However, there was a wave of disapproval when Apu was asked to join in the lucky draw as well. The employers said it wasn't fair, that only local employees should be allowed to join the lucky draw. Because Apu wasn't a citizen, the employees strongly went against the idea of having their rewards be snatched away by this foreign worker. But my father and everybody else strongly urged Apu to join, but in the end he refused the offer, saying that he was happy with what he had. My father - despite the disapprovals - gave him the television. So it was then, when he found himself a new friend - a friend that sings Bollywood music and has his favorite Bollywood celebrities.

Another winter day
Has come and gone away
In even Paris and Rome
And I wanna go home

Let me go home

Seeing the construction workers from the window of my old bedroom, I see their yellow construction hats and their yellow vests glistering in the scorching afternoon sun day by day. Their tiny figures worked endless amidst the steel and the concrete, next to heavy machineries and risking their lives everyday just to have their wages earned and their jobs done. My sister constantly abused them with words from the comfort of her room, shouting words like," Shut up! It's too noisy!" But I guess she never realized that it is probably a hundred times worse when you are one of the workers down in ground zero, tolerating the sound of the drilling and the banging, complaining little and working even harder. I guess we take so many things in our lives for granted, so much so that we do not appreciate little efforts done by these foreign workers, who can just pack up and leave anytime they want.

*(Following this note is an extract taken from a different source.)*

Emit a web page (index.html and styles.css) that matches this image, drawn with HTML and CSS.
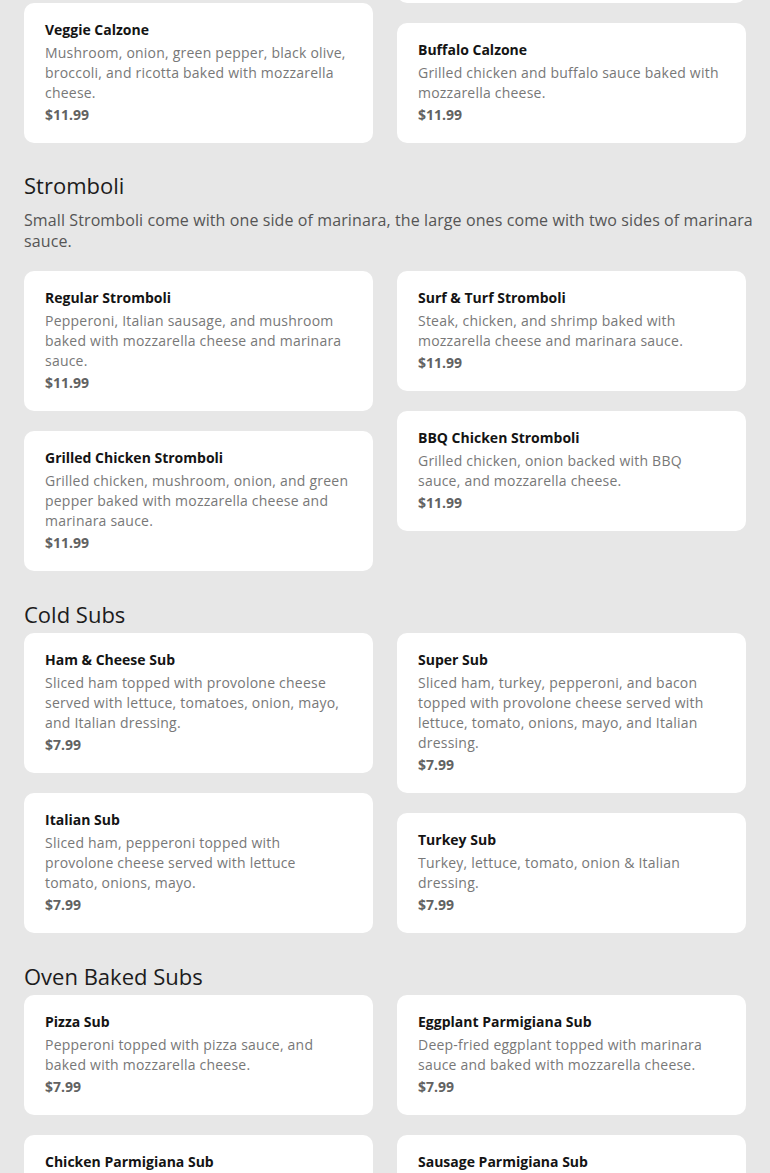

But they are still here, crammed into the back of lorries and vans to be transported to their next site. To toil under the hot sun, to spread cement over steel columns. To work heavy machineries, to be one more minute away from their homes. They must miss their homes really badly, and sometimes you wonder if there are people taking care of their mental welfare at all. Because seriously, from the eyes of the construction workers that stare at me everyday as I come home from school, I see nothing but the urge to pack up and go home. It's just sad that before the MRT line is done in another three years' time, they are going to be stuck here. For the benefit of whom? Us, the very people who are taking them for granted now.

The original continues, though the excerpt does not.